#### [SHORT PROBLEM]
Please transcribe the data that follows without the pictures, keeping every word the same.

## START MATERIAL FOR THIS EXERCISE

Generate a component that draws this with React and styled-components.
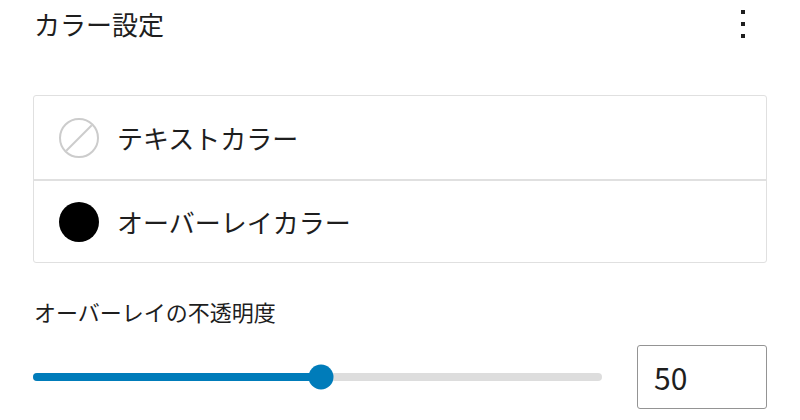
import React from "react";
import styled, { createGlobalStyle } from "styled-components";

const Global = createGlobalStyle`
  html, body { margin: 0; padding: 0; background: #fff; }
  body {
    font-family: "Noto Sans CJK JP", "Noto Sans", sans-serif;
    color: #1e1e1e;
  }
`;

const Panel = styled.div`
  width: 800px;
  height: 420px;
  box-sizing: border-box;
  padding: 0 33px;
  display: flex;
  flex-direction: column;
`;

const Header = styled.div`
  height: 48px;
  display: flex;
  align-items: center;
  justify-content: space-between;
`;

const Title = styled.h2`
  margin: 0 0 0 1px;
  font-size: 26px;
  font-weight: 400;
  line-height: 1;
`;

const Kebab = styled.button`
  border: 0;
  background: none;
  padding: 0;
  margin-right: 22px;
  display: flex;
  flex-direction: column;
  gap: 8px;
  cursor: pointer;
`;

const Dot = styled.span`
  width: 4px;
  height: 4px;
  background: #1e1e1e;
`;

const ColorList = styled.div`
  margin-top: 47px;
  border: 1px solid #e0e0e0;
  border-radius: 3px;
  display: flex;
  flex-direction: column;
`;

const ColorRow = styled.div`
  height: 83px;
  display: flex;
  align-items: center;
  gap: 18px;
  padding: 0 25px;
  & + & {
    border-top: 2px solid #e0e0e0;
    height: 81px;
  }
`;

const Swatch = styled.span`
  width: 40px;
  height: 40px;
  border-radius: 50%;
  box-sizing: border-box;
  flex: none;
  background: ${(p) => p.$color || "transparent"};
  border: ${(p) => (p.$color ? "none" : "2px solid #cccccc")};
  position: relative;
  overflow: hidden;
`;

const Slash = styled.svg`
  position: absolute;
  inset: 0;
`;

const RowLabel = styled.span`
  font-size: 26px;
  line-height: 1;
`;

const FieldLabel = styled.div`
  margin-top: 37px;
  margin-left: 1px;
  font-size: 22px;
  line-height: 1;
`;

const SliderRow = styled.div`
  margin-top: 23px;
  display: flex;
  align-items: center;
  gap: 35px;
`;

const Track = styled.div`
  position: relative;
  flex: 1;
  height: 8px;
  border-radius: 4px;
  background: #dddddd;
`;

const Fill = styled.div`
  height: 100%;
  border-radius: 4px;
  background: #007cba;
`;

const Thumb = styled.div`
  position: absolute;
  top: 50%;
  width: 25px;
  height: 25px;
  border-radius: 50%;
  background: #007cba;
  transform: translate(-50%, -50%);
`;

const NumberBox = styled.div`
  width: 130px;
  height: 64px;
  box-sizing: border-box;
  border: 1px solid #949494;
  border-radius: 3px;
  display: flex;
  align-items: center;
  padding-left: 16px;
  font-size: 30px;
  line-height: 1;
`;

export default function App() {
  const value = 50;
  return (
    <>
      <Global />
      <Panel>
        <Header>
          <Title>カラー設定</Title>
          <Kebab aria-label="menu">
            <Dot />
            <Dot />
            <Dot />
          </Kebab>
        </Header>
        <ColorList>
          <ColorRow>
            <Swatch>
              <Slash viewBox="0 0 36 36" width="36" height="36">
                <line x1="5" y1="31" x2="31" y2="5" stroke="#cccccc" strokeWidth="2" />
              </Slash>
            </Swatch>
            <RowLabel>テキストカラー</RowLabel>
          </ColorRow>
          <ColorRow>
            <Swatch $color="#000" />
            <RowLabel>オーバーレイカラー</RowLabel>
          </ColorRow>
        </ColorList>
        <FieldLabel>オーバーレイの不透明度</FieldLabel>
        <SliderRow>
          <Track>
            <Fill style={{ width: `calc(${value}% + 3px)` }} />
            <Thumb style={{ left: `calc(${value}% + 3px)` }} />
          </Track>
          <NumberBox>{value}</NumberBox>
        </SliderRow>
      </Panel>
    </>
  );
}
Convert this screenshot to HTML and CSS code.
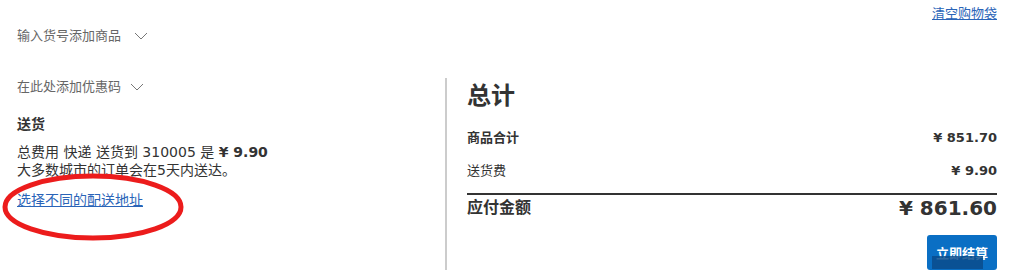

## END MATERIAL FOR THIS EXERCISE

#### [OUTPUT FOR THIS TASK]
Generate a component that draws this with React and styled-components.
import React from "react";
import styled, { createGlobalStyle } from "styled-components";

const Global = createGlobalStyle`
  html, body { margin: 0; padding: 0; background: #fff; }
  body {
    font-family: "Noto Sans CJK JP", "Noto Sans", sans-serif;
    color: #1e1e1e;
  }
`;

const Panel = styled.div`
  width: 800px;
  height: 420px;
  box-sizing: border-box;
  padding: 0 33px;
  display: flex;
  flex-direction: column;
`;

const Header = styled.div`
  height: 48px;
  display: flex;
  align-items: center;
  justify-content: space-between;
`;

const Title = styled.h2`
  margin: 0 0 0 1px;
  font-size: 26px;
  font-weight: 400;
  line-height: 1;
`;

const Kebab = styled.button`
  border: 0;
  background: none;
  padding: 0;
  margin-right: 22px;
  display: flex;
  flex-direction: column;
  gap: 8px;
  cursor: pointer;
`;

const Dot = styled.span`
  width: 4px;
  height: 4px;
  background: #1e1e1e;
`;

const ColorList = styled.div`
  margin-top: 47px;
  border: 1px solid #e0e0e0;
  border-radius: 3px;
  display: flex;
  flex-direction: column;
`;

const ColorRow = styled.div`
  height: 83px;
  display: flex;
  align-items: center;
  gap: 18px;
  padding: 0 25px;
  & + & {
    border-top: 2px solid #e0e0e0;
    height: 81px;
  }
`;

const Swatch = styled.span`
  width: 40px;
  height: 40px;
  border-radius: 50%;
  box-sizing: border-box;
  flex: none;
  background: ${(p) => p.$color || "transparent"};
  border: ${(p) => (p.$color ? "none" : "2px solid #cccccc")};
  position: relative;
  overflow: hidden;
`;

const Slash = styled.svg`
  position: absolute;
  inset: 0;
`;

const RowLabel = styled.span`
  font-size: 26px;
  line-height: 1;
`;

const FieldLabel = styled.div`
  margin-top: 37px;
  margin-left: 1px;
  font-size: 22px;
  line-height: 1;
`;

const SliderRow = styled.div`
  margin-top: 23px;
  display: flex;
  align-items: center;
  gap: 35px;
`;

const Track = styled.div`
  position: relative;
  flex: 1;
  height: 8px;
  border-radius: 4px;
  background: #dddddd;
`;

const Fill = styled.div`
  height: 100%;
  border-radius: 4px;
  background: #007cba;
`;

const Thumb = styled.div`
  position: absolute;
  top: 50%;
  width: 25px;
  height: 25px;
  border-radius: 50%;
  background: #007cba;
  transform: translate(-50%, -50%);
`;

const NumberBox = styled.div`
  width: 130px;
  height: 64px;
  box-sizing: border-box;
  border: 1px solid #949494;
  border-radius: 3px;
  display: flex;
  align-items: center;
  padding-left: 16px;
  font-size: 30px;
  line-height: 1;
`;

export default function App() {
  const value = 50;
  return (
    <>
      <Global />
      <Panel>
        <Header>
          <Title>カラー設定</Title>
          <Kebab aria-label="menu">
            <Dot />
            <Dot />
            <Dot />
          </Kebab>
        </Header>
        <ColorList>
          <ColorRow>
            <Swatch>
              <Slash viewBox="0 0 36 36" width="36" height="36">
                <line x1="5" y1="31" x2="31" y2="5" stroke="#cccccc" strokeWidth="2" />
              </Slash>
            </Swatch>
            <RowLabel>テキストカラー</RowLabel>
          </ColorRow>
          <ColorRow>
            <Swatch $color="#000" />
            <RowLabel>オーバーレイカラー</RowLabel>
          </ColorRow>
        </ColorList>
        <FieldLabel>オーバーレイの不透明度</FieldLabel>
        <SliderRow>
          <Track>
            <Fill style={{ width: `calc(${value}% + 3px)` }} />
            <Thumb style={{ left: `calc(${value}% + 3px)` }} />
          </Track>
          <NumberBox>{value}</NumberBox>
        </SliderRow>
      </Panel>
    </>
  );
}
Convert this screenshot to HTML and CSS code.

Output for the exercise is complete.